When your average consumer of news media thinks of “homeless children” they may picture a family or group of runaway children living in a shelter, or perhaps sleeping in a car or a motel. They might even picture that stereotypical family sleeping on benches or in cardboard boxes in the street. Some of you may think back to the stories from last winter of Candice Payne, the real estate agent turned non-profit director who rented hundreds of hotel rooms for homeless people sleeping rough during our run of terribly cold weather.

But this is not the case. The majority of Chicago’s homeless schoolchildren (about 88% of them) are living in a situation referred to by the federal government as “doubled up“. Yes, that’s an officially accepted term. It means that they’re crashing with friends or family, sometimes for months, sometimes for years.

Legal Definitions of Homelessness

The nation had no real legislation providing for homelessness prevention until the late 1980s when the McKinney Act, named after Republican Representative Steward McKinney, was signed into law by President Reagan. The original act created a source of federal funding for homelessness prevention and an initial definition of what the country considered to be “homelessness.” This definition has gradually changed over time, along with the law itself.

The Illinois state legislature found the McKinney Act to be insufficient in the area of education and protection for homeless students so they created their own law that provided funding and protected the rights of homeless children within the public school system. As part of this Illinois law they created their own definition of homelessness, which included children sharing housing due to economic hardship. The feds thought this was a pretty good idea, so in 2001 they lifted much of the Illinois law and put it into an amendment of the McKinney Act. After the amendment the new resulting federal law is now known as the McKinney-Vento act. So, as far as the U.S. Department of Education is concerned a doubled up student is a homeless student.

Counting Noses

WBEZ’s Curious City did an excellent article on the difficulties of counting the city’s homeless population. I recommend you skim through the whole thing, but the main takeaway is that nearly all current methods are severely lacking because they only count the people who seek assistance from public sources of aid within a given timeframe each year. Doubled up families are the least likely to ask for help, which means an undercount is pretty much guaranteed.

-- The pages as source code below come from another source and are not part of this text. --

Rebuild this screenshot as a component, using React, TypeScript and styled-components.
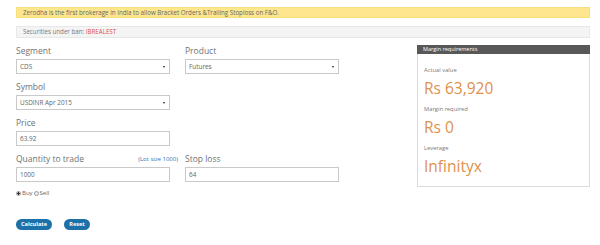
import React from 'react';
import styled, { createGlobalStyle } from 'styled-components';

const GlobalStyle = createGlobalStyle`
  html, body {
    margin: 0;
    padding: 0;
    background: #fff;
    font-family: 'Open Sans', 'Liberation Sans', sans-serif;
    color: #555;
  }
  * { box-sizing: border-box; }
`;

const Page = styled.div`
  width: 574px;
  margin-left: 16px;
  padding-top: 7px;
`;

const Notice = styled.div`
  height: 11px;
  background: #fde68e;
  border: 1px solid #f8df7a;
  padding-left: 6px;
  font-size: 6.2px;
  line-height: 9px;
  color: #666;
`;

const BanBar = styled.div`
  margin-top: 8px;
  height: 12px;
  background: #f4f4f5;
  border: 1px solid #e8e8e8;
  padding-left: 6px;
  font-size: 6.2px;
  line-height: 10px;
  color: #777;

  span {
    color: #d9534f;
  }
`;

const Main = styled.div`
  display: flex;
  justify-content: space-between;
  align-items: flex-start;
  margin-top: 7px;
`;

const Form = styled.div`
  width: 324px;
  padding-top: 1px;
`;

const Row = styled.div`
  display: flex;
  gap: 15px;
  margin-bottom: 8px;
`;

const Field = styled.div`
  width: 154px;
`;

const LabelRow = styled.div`
  display: flex;
  justify-content: space-between;
  align-items: center;
  height: 10px;
  margin-bottom: 3px;
`;

const Label = styled.label`
  font-size: 8.5px;
  line-height: 10px;
  color: #727272;
`;

const Lot = styled.span`
  font-size: 6px;
  color: #2f6fb0;
  margin-right: -8px;
`;

const SelectBox = styled.div`
  height: 15px;
  border: 1px solid #c9c9c9;
  background: #fff;
  display: flex;
  align-items: center;
  justify-content: space-between;
  padding: 0 4px 0 3px;
  font-size: 6.4px;
  color: #666;
`;

const Caret = styled.span`
  width: 0;
  height: 0;
  border-left: 1.5px solid transparent;
  border-right: 1.5px solid transparent;
  border-top: 2.5px solid #222;
`;

const TextInput = styled.input`
  display: block;
  width: 154px;
  height: 15px;
  border: 1px solid #c9c9c9;
  padding: 0 3px;
  font-family: inherit;
  font-size: 6.4px;
  color: #666;
  outline: none;
`;

const Side = styled.div`
  display: flex;
  align-items: center;
  gap: 1px;
  margin-top: -1px;
  font-size: 6px;
  color: #666;
`;

const Radio = styled.span<{ $on?: boolean }>`
  width: 5px;
  height: 5px;
  border-radius: 50%;
  border: 0.7px solid #999;
  background: ${(p) => (p.$on ? 'radial-gradient(circle, #333 0 1.2px, #fff 1.4px)' : '#eee')};
`;

const Buttons = styled.div`
  display: flex;
  gap: 12px;
  margin-top: 22px;
`;

const Button = styled.button<{ $w: number }>`
  width: ${(p) => p.$w}px;
  height: 11px;
  padding: 0;
  border: none;
  border-radius: 6px;
  background: #1c71a8;
  color: #fff;
  font-family: inherit;
  font-weight: 700;
  font-size: 5.6px;
  line-height: 11px;
`;

const Panel = styled.div`
  width: 173px;
  height: 142px;
  border: 1px solid #dcdcdc;
  border-top: none;
`;

const PanelHead = styled.div`
  height: 9px;
  margin: 0 -1px;
  background: #585858;
  color: #fff;
  font-size: 5.5px;
  line-height: 9px;
  padding-left: 6px;
`;

const PanelBody = styled.div`
  padding: 12px 6px 0;
`;

const Caption = styled.div`
  font-size: 5.8px;
  line-height: 8px;
  color: #777;
`;

const Value = styled.div`
  font-size: 15.5px;
  line-height: 20px;
  color: #e0914c;
  margin: 4px 0 7px;
`;

export default function App() {
  return (
    <>
      <GlobalStyle />
      <Page>
        <Notice>Zerodha is the first brokerage in India to allow Bracket Orders &amp;Trailing Stoploss on F&amp;O.</Notice>
        <BanBar>
          Securities under ban: <span>IBREALEST</span>
        </BanBar>
        <Main>
          <Form>
            <Row>
              <Field>
                <LabelRow><Label>Segment</Label></LabelRow>
                <SelectBox>CDS<Caret /></SelectBox>
              </Field>
              <Field>
                <LabelRow><Label>Product</Label></LabelRow>
                <SelectBox>Futures<Caret /></SelectBox>
              </Field>
            </Row>
            <Row>
              <Field>
                <LabelRow><Label>Symbol</Label></LabelRow>
                <SelectBox>USDINR Apr 2015<Caret /></SelectBox>
              </Field>
            </Row>
            <Row>
              <Field>
                <LabelRow><Label>Price</Label></LabelRow>
                <TextInput defaultValue="63.92" />
              </Field>
            </Row>
            <Row>
              <Field>
                <LabelRow>
                  <Label>Quantity to trade</Label>
                  <Lot>(Lot size 1000)</Lot>
                </LabelRow>
                <TextInput defaultValue="1000" />
              </Field>
              <Field>
                <LabelRow><Label>Stop loss</Label></LabelRow>
                <TextInput defaultValue="64" />
              </Field>
            </Row>
            <Side>
              <Radio $on />Buy<Radio />Sell
            </Side>
            <Buttons>
              <Button $w={36}>Calculate</Button>
              <Button $w={26}>Reset</Button>
            </Buttons>
          </Form>
          <Panel>
            <PanelHead>Margin requirements</PanelHead>
            <PanelBody>
              <Caption>Actual value</Caption>
              <Value>Rs 63,920</Value>
              <Caption>Margin required</Caption>
              <Value>Rs 0</Value>
              <Caption>Leverage</Caption>
              <Value>Infinityx</Value>
            </PanelBody>
          </Panel>
        </Main>
      </Page>
    </>
  );
}
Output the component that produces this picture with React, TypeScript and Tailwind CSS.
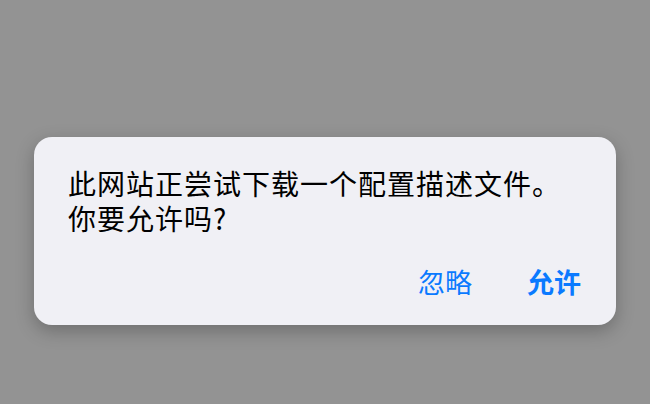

But this doesn’t mean that the 16,000 figure quoted by the CTU is inaccurate. Because the DOE specifically counts doubled up students as homeless, schools can enroll those kids in their federally funded programs created by the McKinney-Vento Act. This means that the teachers may well be the only source of an accurate count, at least for the kids who are attending public schools.

Rock vs. Hard Place

Some of you reading this may think that doubling up should not be considered “homelessness.” After all, the kids have a roof over their heads and heat. But while doubling up isn’t potentially fatal like going without shelter altogether might be, it’s still quite harmful. It is a very uncertain living situation. Chances are that the host family member or friend could get evicted if the landlord finds out. Many of the hosts are Section 8 voucher holders themselves and waited years to get accepted into the program. An eviction would mean their subsidy is terminated.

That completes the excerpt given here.